What this task involves: Search the data for the string "components" and gather each line it is in.

Dataset content:
┏━━
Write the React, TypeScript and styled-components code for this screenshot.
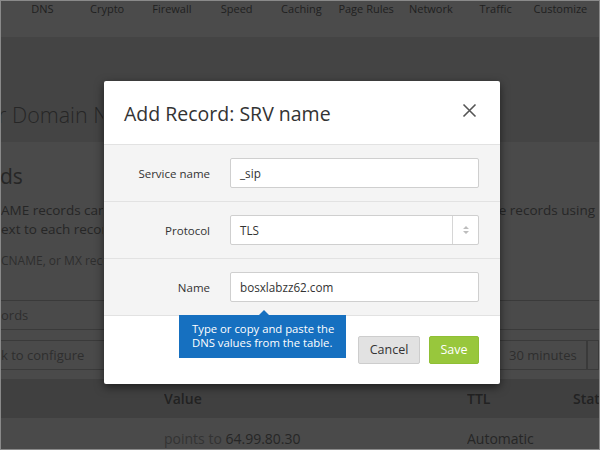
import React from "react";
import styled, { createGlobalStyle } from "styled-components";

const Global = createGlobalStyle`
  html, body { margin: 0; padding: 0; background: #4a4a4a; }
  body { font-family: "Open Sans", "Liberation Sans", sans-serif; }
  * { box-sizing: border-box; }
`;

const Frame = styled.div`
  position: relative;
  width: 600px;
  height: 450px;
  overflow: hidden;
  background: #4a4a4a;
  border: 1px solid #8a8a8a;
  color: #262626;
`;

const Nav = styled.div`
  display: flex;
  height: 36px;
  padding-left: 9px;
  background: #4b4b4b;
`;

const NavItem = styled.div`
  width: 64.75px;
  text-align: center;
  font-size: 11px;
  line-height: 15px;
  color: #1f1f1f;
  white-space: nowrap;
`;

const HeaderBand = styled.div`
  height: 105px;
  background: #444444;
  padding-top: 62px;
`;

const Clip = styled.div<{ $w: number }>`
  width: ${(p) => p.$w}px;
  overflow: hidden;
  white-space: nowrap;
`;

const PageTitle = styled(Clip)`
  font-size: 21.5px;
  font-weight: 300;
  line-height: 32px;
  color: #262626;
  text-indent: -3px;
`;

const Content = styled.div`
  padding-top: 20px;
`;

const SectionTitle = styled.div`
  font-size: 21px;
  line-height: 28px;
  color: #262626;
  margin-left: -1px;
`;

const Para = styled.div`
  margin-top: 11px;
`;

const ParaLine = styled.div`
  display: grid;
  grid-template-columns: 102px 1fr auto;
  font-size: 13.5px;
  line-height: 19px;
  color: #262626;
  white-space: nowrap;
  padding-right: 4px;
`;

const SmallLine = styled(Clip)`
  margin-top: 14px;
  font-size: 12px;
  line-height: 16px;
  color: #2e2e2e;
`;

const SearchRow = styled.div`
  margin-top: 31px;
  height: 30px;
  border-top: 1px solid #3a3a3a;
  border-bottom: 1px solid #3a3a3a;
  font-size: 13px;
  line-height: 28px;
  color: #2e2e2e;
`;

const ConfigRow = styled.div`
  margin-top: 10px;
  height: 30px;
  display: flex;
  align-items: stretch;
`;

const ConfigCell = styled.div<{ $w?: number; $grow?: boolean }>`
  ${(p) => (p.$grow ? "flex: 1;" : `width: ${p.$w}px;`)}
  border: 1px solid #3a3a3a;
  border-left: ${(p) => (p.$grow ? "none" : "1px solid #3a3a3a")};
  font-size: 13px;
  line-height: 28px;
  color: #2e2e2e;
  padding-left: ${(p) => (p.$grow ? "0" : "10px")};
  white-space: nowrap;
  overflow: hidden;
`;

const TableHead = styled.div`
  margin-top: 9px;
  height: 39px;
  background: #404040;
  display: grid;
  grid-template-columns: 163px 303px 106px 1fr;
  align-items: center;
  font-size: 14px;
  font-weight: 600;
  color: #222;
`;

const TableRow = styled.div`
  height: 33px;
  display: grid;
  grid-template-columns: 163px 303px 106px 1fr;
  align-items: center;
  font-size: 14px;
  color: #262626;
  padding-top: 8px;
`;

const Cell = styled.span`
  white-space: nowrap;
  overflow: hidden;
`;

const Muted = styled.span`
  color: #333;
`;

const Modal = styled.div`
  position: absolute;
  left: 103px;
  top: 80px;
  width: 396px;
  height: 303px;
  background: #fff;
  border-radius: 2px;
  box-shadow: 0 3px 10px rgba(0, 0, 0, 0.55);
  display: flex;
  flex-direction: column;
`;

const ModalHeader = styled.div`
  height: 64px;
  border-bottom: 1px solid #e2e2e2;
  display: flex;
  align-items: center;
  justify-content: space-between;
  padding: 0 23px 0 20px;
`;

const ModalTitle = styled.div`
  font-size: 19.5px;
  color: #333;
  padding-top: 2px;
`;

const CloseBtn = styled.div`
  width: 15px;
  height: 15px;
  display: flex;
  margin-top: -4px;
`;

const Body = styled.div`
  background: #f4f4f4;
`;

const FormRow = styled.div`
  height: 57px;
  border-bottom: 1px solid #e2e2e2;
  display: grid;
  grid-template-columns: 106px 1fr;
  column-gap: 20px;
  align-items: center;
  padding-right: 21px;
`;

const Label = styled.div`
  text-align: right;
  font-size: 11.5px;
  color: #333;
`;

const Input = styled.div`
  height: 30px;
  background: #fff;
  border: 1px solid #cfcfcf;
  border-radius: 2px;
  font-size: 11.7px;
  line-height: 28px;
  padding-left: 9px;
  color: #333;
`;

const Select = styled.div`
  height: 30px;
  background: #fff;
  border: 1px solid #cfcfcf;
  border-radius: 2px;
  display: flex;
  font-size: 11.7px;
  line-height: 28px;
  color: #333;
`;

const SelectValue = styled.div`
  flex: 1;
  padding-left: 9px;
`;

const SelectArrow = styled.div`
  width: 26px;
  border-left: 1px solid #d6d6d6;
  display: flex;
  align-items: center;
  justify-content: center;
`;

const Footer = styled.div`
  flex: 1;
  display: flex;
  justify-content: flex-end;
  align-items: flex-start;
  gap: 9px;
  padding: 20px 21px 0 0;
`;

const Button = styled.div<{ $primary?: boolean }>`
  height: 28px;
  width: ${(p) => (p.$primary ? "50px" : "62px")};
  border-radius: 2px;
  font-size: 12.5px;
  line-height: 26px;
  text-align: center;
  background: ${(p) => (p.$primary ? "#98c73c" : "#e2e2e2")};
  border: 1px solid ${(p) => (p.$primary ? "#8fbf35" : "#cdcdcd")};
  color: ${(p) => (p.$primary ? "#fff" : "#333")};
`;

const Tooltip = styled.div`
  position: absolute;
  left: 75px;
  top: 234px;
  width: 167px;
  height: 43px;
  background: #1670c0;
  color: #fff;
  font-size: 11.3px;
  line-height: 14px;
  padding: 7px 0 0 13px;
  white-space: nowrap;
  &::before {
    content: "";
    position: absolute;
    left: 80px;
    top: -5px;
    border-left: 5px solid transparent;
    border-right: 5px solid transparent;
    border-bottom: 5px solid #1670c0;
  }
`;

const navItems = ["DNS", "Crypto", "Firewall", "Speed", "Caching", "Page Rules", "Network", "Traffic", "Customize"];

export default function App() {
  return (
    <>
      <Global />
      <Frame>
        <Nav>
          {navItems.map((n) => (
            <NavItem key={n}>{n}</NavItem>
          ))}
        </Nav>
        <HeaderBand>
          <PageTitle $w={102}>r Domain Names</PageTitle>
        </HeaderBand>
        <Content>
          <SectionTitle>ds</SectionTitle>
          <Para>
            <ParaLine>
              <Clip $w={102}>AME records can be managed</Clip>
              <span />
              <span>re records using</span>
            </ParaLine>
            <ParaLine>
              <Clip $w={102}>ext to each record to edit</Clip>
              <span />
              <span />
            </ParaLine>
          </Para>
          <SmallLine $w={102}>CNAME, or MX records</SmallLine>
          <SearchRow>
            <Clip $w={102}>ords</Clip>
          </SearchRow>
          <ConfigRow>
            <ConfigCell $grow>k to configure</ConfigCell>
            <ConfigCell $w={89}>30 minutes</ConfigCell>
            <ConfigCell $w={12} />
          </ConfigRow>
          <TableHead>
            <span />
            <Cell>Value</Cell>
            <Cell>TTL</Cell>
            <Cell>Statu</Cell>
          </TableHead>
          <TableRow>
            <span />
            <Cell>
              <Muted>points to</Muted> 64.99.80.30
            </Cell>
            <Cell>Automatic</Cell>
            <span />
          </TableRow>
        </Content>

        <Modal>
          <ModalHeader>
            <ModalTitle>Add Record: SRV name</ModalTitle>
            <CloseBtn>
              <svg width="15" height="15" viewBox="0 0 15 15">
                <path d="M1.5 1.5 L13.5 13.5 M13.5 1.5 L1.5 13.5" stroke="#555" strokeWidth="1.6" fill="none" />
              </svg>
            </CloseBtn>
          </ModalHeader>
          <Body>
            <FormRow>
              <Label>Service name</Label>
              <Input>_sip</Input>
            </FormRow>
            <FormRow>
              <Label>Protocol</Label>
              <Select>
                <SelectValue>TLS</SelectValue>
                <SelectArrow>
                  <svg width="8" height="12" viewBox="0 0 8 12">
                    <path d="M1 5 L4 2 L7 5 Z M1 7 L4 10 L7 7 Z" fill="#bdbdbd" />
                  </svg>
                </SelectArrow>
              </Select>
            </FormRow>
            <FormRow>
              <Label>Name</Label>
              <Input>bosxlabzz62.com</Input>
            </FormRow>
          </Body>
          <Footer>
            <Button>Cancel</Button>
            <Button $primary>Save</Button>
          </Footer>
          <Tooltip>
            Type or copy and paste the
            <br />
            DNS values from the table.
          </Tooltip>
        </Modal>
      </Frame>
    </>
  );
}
┗━━
Exercise answer:
Write the React, TypeScript and styled-components code for this screenshot.
import styled, { createGlobalStyle } from "styled-components";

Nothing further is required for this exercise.